SLA (Service Level Agreement), SLO (Service Level Objective), and SLI (Service Level Indicator) are important for cloud-native applications because they provide a way to define and measure the performance and availability of services and ensure that they meet the needs of the customers.
SLA (Service Level Agreement) is a legal contract between a service provider and a customer that guarantees a certain measurable level of service. They are often drawn up with specific financial consequences if the provider fails to deliver the guaranteed service level. SLAs are usually composed of many individual SLOs to help formalize the details of what is being promised. It typically includes details such as service availability, response time, and resolution time for service requests. SLAs are commonly used in industries such as information technology and telecommunications. An SLA is a legally binding agreement between the service provider and the customer; these are more important in cloud-native applications where the enterprise or application developers use the infrastructure from a cloud provider.
SLO (Service Level Objective) is a specific, measurable goal for the performance of a service. It is a target that the service provider aims to meet or exceed to fulfill the terms of the SLA. Service-level objectives (SLOs) have become a vital way for teams to set specific, measurable targets that ensure users are receiving agreed-upon service levels. while staying within error budgets. This is important for cloud-native applications because it provides a clear and measurable goal for the performance of services, which can be used to ensure that services are meeting the needs of the customers
Service-level objectives are an agreed-upon targets within an SLA that must be achieved for each activity, and service to satisfy requirements for customer success. SLOs represent the performance or health of a service that should be achieved. These can include business metrics such as uptime, and availability; service metrics, such as application performance; or technical metrics, such as dependencies to third-party services, underlying CPU, and the cost of running a service.
Some business metrics such as uptime can directly be measured; some metrics such as Sales revenue, Conversion rates, Net Profit Margin, Net Promoter score should be measured using a proxy to indirectly measure by combining several metrics. If the SLA for a website is 99.95% uptime, its corresponding SLO could be 99.95% availability of the login services.
In another example, Net Profit Margin increases when the cost of running a service is minimized and the cost of running a service could be related to the Storage time plus CPU time. This example gives an SLO that can directly relate to infrastructure on which application is running. It should be observed that the SLA here relates directly to the expectations that the user could expect from the cloud provider on which the application is running.
Error budgets are an allowance for a certain amount of failure or technical debt within an SLO. For example, if your SLO guarantees 99.5% availability of a website over a year, your error budget is .05% of a year; which translates to 1.46 hrs., assuming 365 days and 8 hrs. every day. Error budgets allow development teams to make informed decisions between new development vs operations and polishing existing software. Properly set and defined SLOs should have error budgets that give developers space to innovate without impacting operation.

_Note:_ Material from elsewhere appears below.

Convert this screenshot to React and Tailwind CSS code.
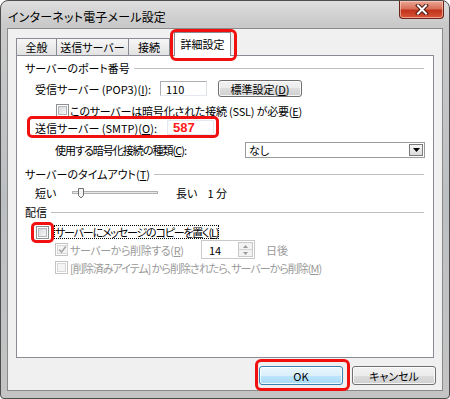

SLIs provide the actual quantified measurement that represents the performance of a service. Most SLIs are measured in percentages to express the service level delivered. For example, if your SLO is to deliver 99.5% availability, the actual measurement may be 99.8%, which means you’re meeting your agreements and you have happy customers. To gain an understanding of long-term trends, you can visually represent SLIs in a histogram that shows actual performance in the overall context of your SLOs. SLOs, together with service-level indicators (SLIs), deliver the performance promised in service-level agreements (SLAs) and other business level objectives (BLOs).
Monitoring is an important aspect of cloud-native applications as it allows organizations to understand the performance behavior of their applications, services, and infrastructure. In a cloud-native environment, applications are often distributed and run on multiple servers, making it difficult to track and troubleshoot issues. Monitoring provides visibility into the behavior and performance of the application, enabling organizations to quickly identify and resolve problems.
Monitoring can help organizations understand the health of their applications, detect errors, and troubleshoot issues in real-time. This allows organizations to improve their service level performance and allows SRE teams to be proactive to prevent outages. It also enables them to track the usage of resources and optimize their costs. Additionally, monitoring can also help organizations to improve their security posture. By monitoring network traffic and application logs, organizations can detect and respond to security threats and breaches in a timely manner.
Overall, monitoring is crucial to measure SLIs to ensure availability, performance, security, and cost-effectiveness of cloud-native applications. It enables organizations to make informed decisions, improve customer satisfaction, and respond quickly to issues that may arise.
In summary, an SLA is a contract between the provider and the customer, an SLO is a target and an SLI is an actual metric that is used to measure if the target is met. They are all related in that the SLA defines the expected level of service, the SLO sets a specific goal for performance, and the SLI is used to measure whether that goal is being met.